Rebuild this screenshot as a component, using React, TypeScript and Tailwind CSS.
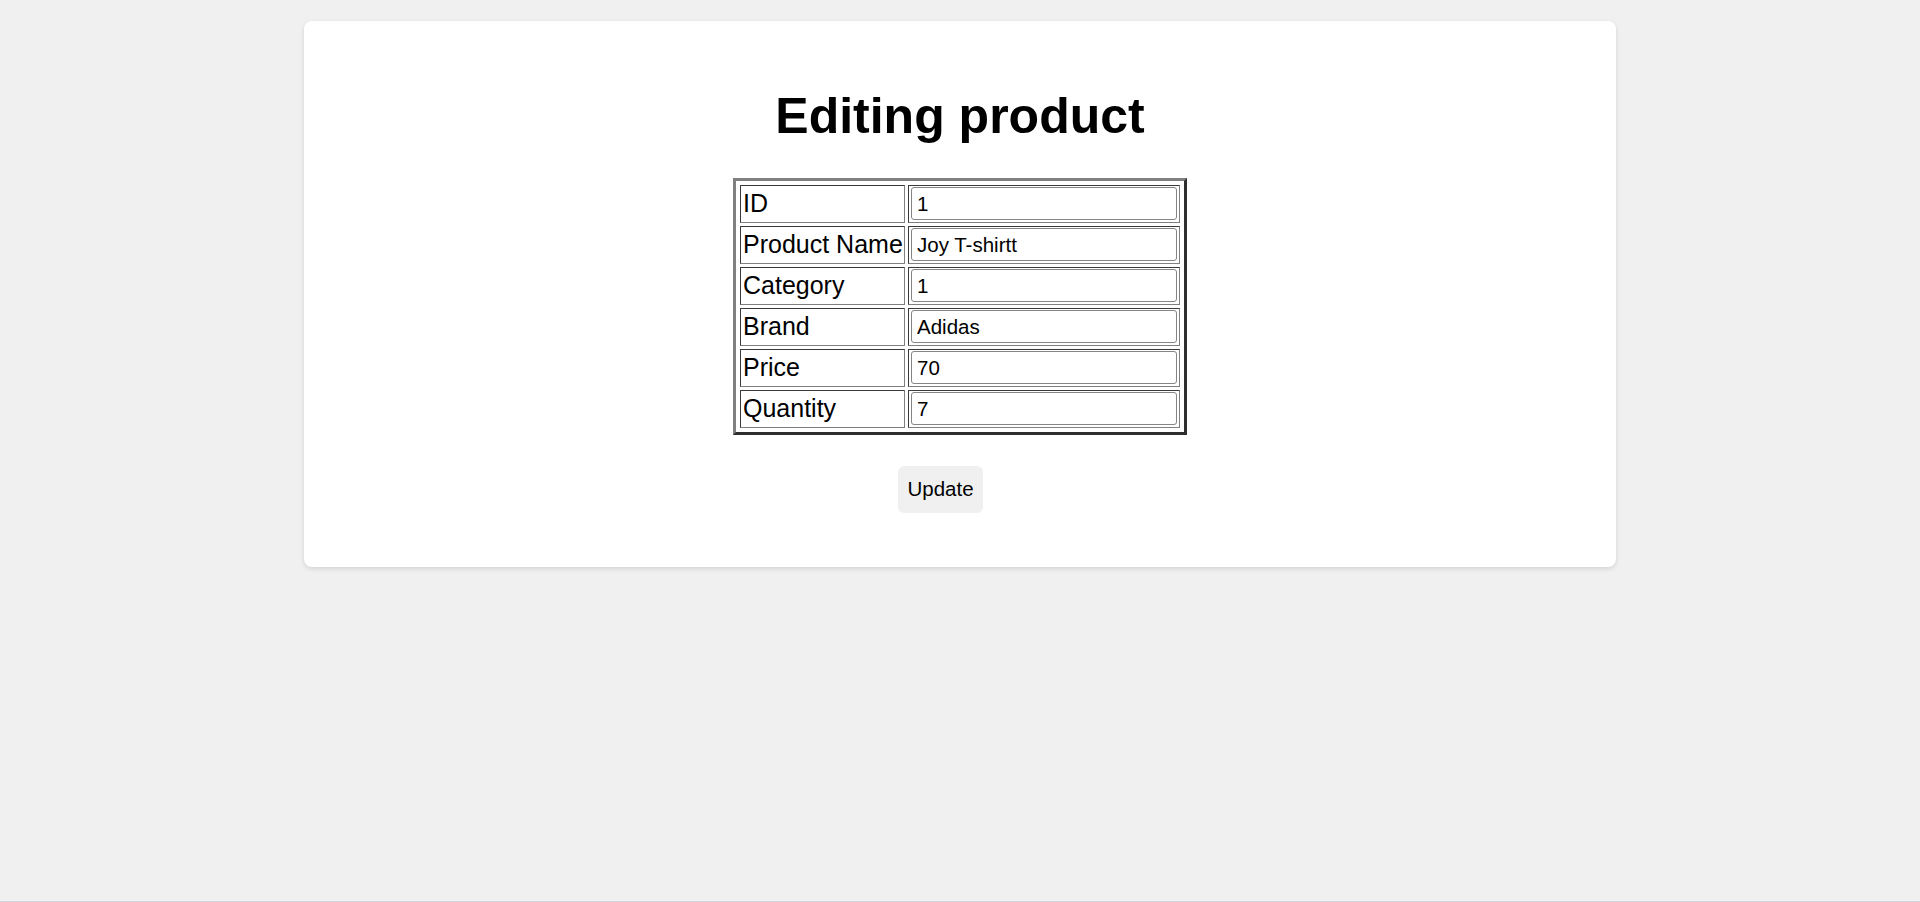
const ROWS: { label: string; value: string }[] = [
  { label: "ID", value: "1" },
  { label: "Product Name", value: "Joy T-shirtt" },
  { label: "Category", value: "1" },
  { label: "Brand", value: "Adidas" },
  { label: "Price", value: "70" },
  { label: "Quantity", value: "7" },
];

export default function App() {
  return (
    <div className="flex h-[902px] flex-col items-center border-b border-[#d3d6dc] bg-[#f0f0f0] pt-[21px] font-['Liberation_Sans',Arial,sans-serif] text-black">
      <div className="flex h-[546px] w-[1312px] flex-col items-center rounded-lg bg-white pt-[67px] shadow-[0_2px_5px_rgba(0,0,0,0.12)]">
        <h1 className="text-[50px] font-bold leading-[1.15]">Editing product</h1>

        <table className="mt-[32px] border-separate border-spacing-[3px] border-[3px] border-t-[#808080] border-l-[#808080] border-r-[#2e2e2e] border-b-[#2e2e2e] p-[1px]">
          <tbody>
            {ROWS.map((row) => (
              <tr key={row.label}>
                <td className="h-[38px] w-[165px] border border-t-[#3a3a3a] border-l-[#3a3a3a] border-r-[#808080] border-b-[#808080] py-[1px] pr-[1px] pl-[2px] align-middle text-[25px] leading-[1.15] whitespace-nowrap">
                  {row.label}
                </td>
                <td className="h-[38px] w-[272px] border border-t-[#3a3a3a] border-l-[#3a3a3a] border-r-[#808080] border-b-[#808080] px-[2px] py-[1px] align-middle">
                  <input
                    type="text"
                    defaultValue={row.value}
                    className="block h-[33px] w-full rounded-[3px] border border-[#858585] bg-white px-[5px] text-[20.5px] text-black outline-none"
                  />
                </td>
              </tr>
            ))}
          </tbody>
        </table>

        <div className="mt-[31px] flex w-full justify-center">
          <button
            type="button"
            className="mr-[39px] h-[47px] w-[85px] rounded-md bg-[#f0f0f0] text-[20.5px] text-black"
          >
            Update
          </button>
        </div>
      </div>
    </div>
  );
}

--- Aim ---
Copy every line above word for word and exclude the pictures.

--- Task output ---
Rebuild this screenshot as a component, using React, TypeScript and Tailwind CSS.
const ROWS: { label: string; value: string }[] = [
  { label: "ID", value: "1" },
  { label: "Product Name", value: "Joy T-shirtt" },
  { label: "Category", value: "1" },
  { label: "Brand", value: "Adidas" },
  { label: "Price", value: "70" },
  { label: "Quantity", value: "7" },
];

export default function App() {
  return (
    <div className="flex h-[902px] flex-col items-center border-b border-[#d3d6dc] bg-[#f0f0f0] pt-[21px] font-['Liberation_Sans',Arial,sans-serif] text-black">
      <div className="flex h-[546px] w-[1312px] flex-col items-center rounded-lg bg-white pt-[67px] shadow-[0_2px_5px_rgba(0,0,0,0.12)]">
        <h1 className="text-[50px] font-bold leading-[1.15]">Editing product</h1>

        <table className="mt-[32px] border-separate border-spacing-[3px] border-[3px] border-t-[#808080] border-l-[#808080] border-r-[#2e2e2e] border-b-[#2e2e2e] p-[1px]">
          <tbody>
            {ROWS.map((row) => (
              <tr key={row.label}>
                <td className="h-[38px] w-[165px] border border-t-[#3a3a3a] border-l-[#3a3a3a] border-r-[#808080] border-b-[#808080] py-[1px] pr-[1px] pl-[2px] align-middle text-[25px] leading-[1.15] whitespace-nowrap">
                  {row.label}
                </td>
                <td className="h-[38px] w-[272px] border border-t-[#3a3a3a] border-l-[#3a3a3a] border-r-[#808080] border-b-[#808080] px-[2px] py-[1px] align-middle">
                  <input
                    type="text"
                    defaultValue={row.value}
                    className="block h-[33px] w-full rounded-[3px] border border-[#858585] bg-white px-[5px] text-[20.5px] text-black outline-none"
                  />
                </td>
              </tr>
            ))}
          </tbody>
        </table>

        <div className="mt-[31px] flex w-full justify-center">
          <button
            type="button"
            className="mr-[39px] h-[47px] w-[85px] rounded-md bg-[#f0f0f0] text-[20.5px] text-black"
          >
            Update
          </button>
        </div>
      </div>
    </div>
  );
}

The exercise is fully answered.